* _Short exercise_: Report only the number of lines holding "React".

* _Provided data_:
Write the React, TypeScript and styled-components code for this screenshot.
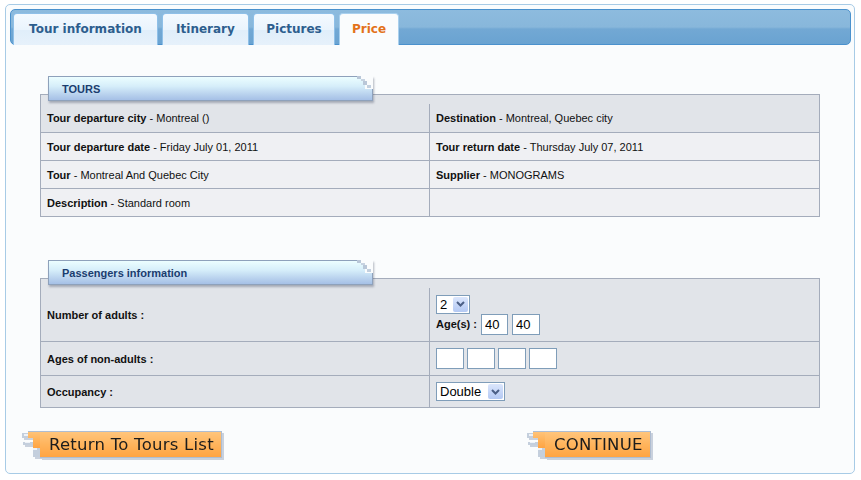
import React from "react";
import styled, { createGlobalStyle } from "styled-components";

const Global = createGlobalStyle`
  html, body { margin: 0; padding: 0; background: #ffffff; }
  body { font-family: "Liberation Sans", Arial, sans-serif; }
`;

const Frame = styled.div`
  margin: 4px 0 0 5px;
  width: 850px;
  height: 470px;
  box-sizing: border-box;
  border: 1px solid #a7cbe6;
  border-radius: 5px;
  background: #fafcfd;
  padding: 4px 3px 4px 4px;
  display: flex;
  flex-direction: column;
`;

const TabBar = styled.div`
  height: 36px;
  box-sizing: border-box;
  border: 1px solid #4a91cd;
  border-radius: 5px;
  background: linear-gradient(to bottom, #8dbbde 0%, #88b7db 50%, #72a8d4 56%, #6aa3d1 100%);
  display: flex;
  align-items: flex-end;
  gap: 4px;
  padding-left: 2px;
`;

const Tab = styled.div<{ $active?: boolean; $w: number }>`
  width: ${(p) => p.$w}px;
  height: 32px;
  margin-bottom: -1px;
  box-sizing: border-box;
  padding-bottom: 2px;
  display: flex;
  align-items: center;
  justify-content: center;
  border: 1px solid ${(p) => (p.$active ? "#a9d0ee" : "#8fc0e8")};
  border-bottom: none;
  border-radius: 4px 4px 0 0;
  background: ${(p) =>
    p.$active
      ? "#fafcfd"
      : "linear-gradient(to bottom, #f4faff 0%, #eaf4fd 50%, #e0eefa 52%, #e6f1fb 100%)"};
  color: ${(p) => (p.$active ? "#e3721a" : "#2d5e8e")};
  font-family: "DejaVu Sans", Verdana, sans-serif;
  font-weight: bold;
  font-size: 12px;
  white-space: nowrap;
`;

const Content = styled.div`
  display: flex;
  flex-direction: column;
  padding-left: 30px;
`;

const Section = styled.div<{ $top: number }>`
  margin-top: ${(p) => p.$top}px;
  display: flex;
  flex-direction: column;
`;

const SectionHeader = styled.div`
  position: relative;
  z-index: 1;
  margin-left: 8px;
  margin-bottom: -7px;
  width: 325px;
  height: 25px;
  box-sizing: border-box;
  border: 1px solid #8ea1bb;
  background: linear-gradient(to bottom, #ecfeff 0%, #d6eefa 40%, #b9d2ee 75%, #a5c0e6 100%);
  box-shadow: 1px 2px 2px rgba(90, 100, 120, 0.45);
  padding-left: 13px;
  line-height: 24px;
  font-family: "Liberation Sans", Arial, sans-serif;
  font-weight: bold;
  font-size: 11px;
  color: #1b3d6f;
`;

const Torn = styled.svg`
  position: absolute;
  top: -1px;
  right: -1px;
`;

const Table = styled.div`
  width: 780px;
  box-sizing: border-box;
  border: 1px solid #a4acbb;
  background: #e1e4e9;
`;

const Spacer = styled.div`
  height: 9px;
`;

const Row = styled.div<{ $h: number; $first?: boolean; $light?: boolean }>`
  display: grid;
  grid-template-columns: 388px 1fr;
  height: ${(p) => p.$h}px;
  box-sizing: border-box;
  border-top: ${(p) => (p.$first ? "none" : "1px solid #a4acbb")};
  background: ${(p) => (p.$light ? "#eff0f3" : "#e1e4e9")};
`;

const Cell = styled.div<{ $right?: boolean }>`
  display: flex;
  flex-direction: column;
  justify-content: center;
  padding: 0 6px;
  border-left: ${(p) => (p.$right ? "1px solid #a4acbb" : "none")};
  font-size: 11px;
  color: #111;
`;

const Line = styled.div<{ $gap?: number }>`
  display: flex;
  align-items: center;
  gap: ${(p) => p.$gap ?? 4}px;
`;

const B = styled.b`
  font-weight: bold;
`;

const SelectBox = styled.div<{ $w: number }>`
  display: inline-flex;
  align-items: center;
  justify-content: space-between;
  width: ${(p) => p.$w}px;
  height: 19px;
  box-sizing: border-box;
  border: 1px solid #7f9db9;
  background: #fff;
  padding-left: 3px;
  font-size: 13px;
  color: #000;
`;

const SelectArrow = styled.span`
  width: 15px;
  height: 15px;
  margin-right: 1px;
  border-radius: 2px;
  background: linear-gradient(to bottom, #dbe6fc 0%, #c3d4f7 60%, #b4c9f3 100%);
  display: flex;
  align-items: center;
  justify-content: center;
`;

const Input = styled.input<{ $w: number }>`
  width: ${(p) => p.$w}px;
  height: 21px;
  box-sizing: border-box;
  border: 1px solid #7f9db9;
  background: #fff;
  padding: 0 3px;
  margin: 0;
  font-family: "Liberation Sans", Arial, sans-serif;
  font-size: 13px;
  color: #000;
  outline: none;
`;

const Buttons = styled.div`
  margin-top: 23px;
  display: grid;
  grid-template-columns: 505px auto;
  padding-left: 12px;
  justify-content: start;
`;

const Btn = styled.div`
  display: inline-flex;
  height: 27px;
  width: max-content;
  filter: drop-shadow(2px 2px 0 #c9d1dd);
`;

const BtnBody = styled.span`
  display: flex;
  align-items: center;
  height: 27px;
  box-sizing: border-box;
  border: 1px solid #aebdd2;
  border-left: none;
  background: linear-gradient(to bottom, #ffc57c 0%, #ffb45c 50%, #ffa443 100%);
  padding: 0 7px 0 9px;
  font-family: "DejaVu Sans", Verdana, sans-serif;
  font-size: 16.5px;
  color: #1c1c1c;
  letter-spacing: 0.25px;
`;

const Chevron = () => (
  <svg width="9" height="6" viewBox="0 0 9 6">
    <path d="M1 1 L4.5 4.5 L8 1" fill="none" stroke="#4b5f86" strokeWidth="2" />
  </svg>
);

const Select = ({ value, w }: { value: string; w: number }) => (
  <SelectBox $w={w}>
    <span>{value}</span>
    <SelectArrow>
      <Chevron />
    </SelectArrow>
  </SelectBox>
);

const TornCorner = () => (
  <Torn width="16" height="13" viewBox="0 0 16 13">
    <rect x="8" y="0" width="8" height="13" fill="#fafcfd" />
    <rect x="4" y="0" width="4" height="5" fill="#fafcfd" />
    <rect x="0" y="0" width="4" height="3" fill="#b9c7d8" />
    <rect x="4" y="3" width="4" height="2" fill="#c7d3e1" />
    <rect x="6" y="5" width="4" height="4" fill="#b9c7d8" />
    <rect x="10" y="9" width="4" height="3" fill="#c3d0df" />
  </Torn>
);

const BtnDeco = () => (
  <svg width="18" height="27" viewBox="0 0 18 27">
    <defs>
      <linearGradient id="og" x1="0" y1="0" x2="0" y2="1">
        <stop offset="0" stopColor="#ffc57c" />
        <stop offset="0.5" stopColor="#ffb45c" />
        <stop offset="1" stopColor="#ffa443" />
      </linearGradient>
    </defs>
    <path d="M6 0 H18 V17 H11 V7 H6 Z" fill="url(#og)" />
    <path d="M6 0.5 H18" stroke="#aebdd2" strokeWidth="1" />
    <rect x="0" y="2" width="6" height="5" fill="#c4cfdd" />
    <rect x="2" y="3" width="4" height="2" fill="#eef2f7" />
    <rect x="1" y="11" width="10" height="3" fill="#c4cfdd" />
    <rect x="3" y="11" width="5" height="1" fill="#eef2f7" />
    <rect x="11" y="17" width="7" height="9" fill="#c4cfdd" />
    <rect x="11" y="17" width="4" height="2" fill="#eef2f7" />
  </svg>
);

const Button = ({ label }: { label: string }) => (
  <Btn>
    <BtnDeco />
    <BtnBody>{label}</BtnBody>
  </Btn>
);

export default function App() {
  return (
    <>
      <Global />
      <Frame>
        <TabBar>
          <Tab $w={145}>Tour information</Tab>
          <Tab $w={87}>Itinerary</Tab>
          <Tab $w={82}>Pictures</Tab>
          <Tab $w={60} $active>
            Price
          </Tab>
        </TabBar>
        <Content>
          <Section $top={31}>
            <SectionHeader>
              TOURS
              <TornCorner />
            </SectionHeader>
            <Table>
              <Spacer />
              <Row $h={28} $first>
                <Cell>
                  <span>
                    <B>Tour departure city</B> - Montreal ()
                  </span>
                </Cell>
                <Cell $right>
                  <span>
                    <B>Destination</B> - Montreal, Quebec city
                  </span>
                </Cell>
              </Row>
              <Row $h={28} $light>
                <Cell>
                  <span>
                    <B>Tour departure date</B> - Friday July 01, 2011
                  </span>
                </Cell>
                <Cell $right>
                  <span>
                    <B>Tour return date</B> - Thursday July 07, 2011
                  </span>
                </Cell>
              </Row>
              <Row $h={28} $light>
                <Cell>
                  <span>
                    <B>Tour</B> - Montreal And Quebec City
                  </span>
                </Cell>
                <Cell $right>
                  <span>
                    <B>Supplier</B> - MONOGRAMS
                  </span>
                </Cell>
              </Row>
              <Row $h={28} $light>
                <Cell>
                  <span>
                    <B>Description</B> - Standard room
                  </span>
                </Cell>
                <Cell $right />
              </Row>
            </Table>
          </Section>

          <Section $top={43}>
            <SectionHeader>
              Passengers information
              <TornCorner />
            </SectionHeader>
            <Table>
              <Spacer />
              <Row $h={53} $first>
                <Cell>
                  <B>Number of adults :</B>
                </Cell>
                <Cell $right>
                  <Line>
                    <Select value="2" w={34} />
                  </Line>
                  <Line>
                    <B>Age(s) :</B>
                    <Input $w={27} defaultValue="40" />
                    <Input $w={28} defaultValue="40" />
                  </Line>
                </Cell>
              </Row>
              <Row $h={34}>
                <Cell>
                  <B>Ages of non-adults :</B>
                </Cell>
                <Cell $right>
                  <Line $gap={3}>
                    <Input $w={28} />
                    <Input $w={28} />
                    <Input $w={28} />
                    <Input $w={28} />
                  </Line>
                </Cell>
              </Row>
              <Row $h={32}>
                <Cell>
                  <B>Occupancy :</B>
                </Cell>
                <Cell $right>
                  <Line>
                    <Select value="Double" w={69} />
                  </Line>
                </Cell>
              </Row>
            </Table>
          </Section>
        </Content>
        <Buttons>
          <Button label="Return To Tours List" />
          <Button label="CONTINUE" />
        </Buttons>
      </Frame>
    </>
  );
}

* _Result of this task_: 2